Mechanical strength, sphericity, and size of HCM
The spherical shape and relatively high strength of corundum microspheres (40-120 MPa) ensures their wonderful mobility in
the process of moulding in a hydraulic press, and the pressing force reduces 1.5 to 2 times due to the reduction of internal friction
of ceramic mixture components when redistributing and binding in the mould.
The extended surface and size of hollow corundum microspheres (5 to 125 microns) enables us to achieve unique cutting
properties for artificial porosity diamond tools. Together with bonding (composition of the bonding: copper: 30%, tin: 20%, and
formaldehyde resin: 50%), the mixture which contains diamond ACP 100/80 grain (25%) and hollow corundum microspheres
sized 70 to 100 microns (15%) enables us to achieve reduced specific consumption of diamonds from 1.75 mg/g to 0.73 mg/g and
burrs on the processed surface from 0.5 to 0.12 microns (Patent 1355470).

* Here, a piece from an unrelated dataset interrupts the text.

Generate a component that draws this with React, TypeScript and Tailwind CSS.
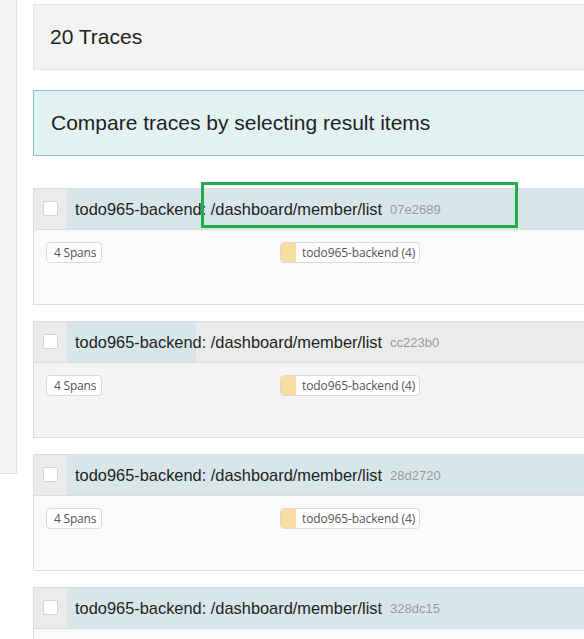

Volumetric deformation and coefficient of thermal expansion of HCM
When diamond tools with HCM are baked, their volumetric deformation reduces. This happens due to the low coefficient of thermal expansion of corundum microspheres when they
are heated or cooled. The reduced volumetric deformation of the final diamond segment enables us to reduce the amount of raw mixture which is taken a little more than enough
for its further machining to the size provided in the drawing. In the case of extensive manufacturing of diamond tools, the annual savings of raw mixture will amount to tons.
Effect of self-sharpening HCM
A hollow corundum microsphere has an internal closed cavity of a certain size (the size of this cavity depends on the size of the
microsphere and thickness of its walls). When added to the mixture containing diamond grains, HCM finds itself among sharp
faceted diamond particles and creates a pore around itself. The diamond is much stronger than HCM. Therefore, metal is mainly
cut by diamond grain, while the opened microsphere "mildly" trims small burrs. Protruding particles of the microsphere disintegrate
under mechanical stress forming new sharp edges. Thus, the self-sharpening effect appears.
Due to this self-sharpening effect, the surface of the processed part obtains special characteristics as follows:
- less burrs once processed by the diamond tool;
- less smeared because the cavity of corundum microspheres and neighbouring pores are flushed with coolant stream and self-sharpened; and
- as a result of better cooling of diamond tools, overheating of the diamond tools and processed material reduces, which enables us to reduce the amount of defective articles (e.g. burns on vital parts).
Chemical stability of HCM
HCM are chemically stable because they are made from aluminium oxide and are stable to chemically aggressive additives (bonding) in diamond tools.
High baking temperature and environmental friendliness of HCM in use
In the process of high-temperature processing – annealing and baking – of abrasive tools with HCM additive, no harmful substances evolve in the environment, and the microsphere
does not disintegrate due to its spherical shape and high softening point (1600-1800°C).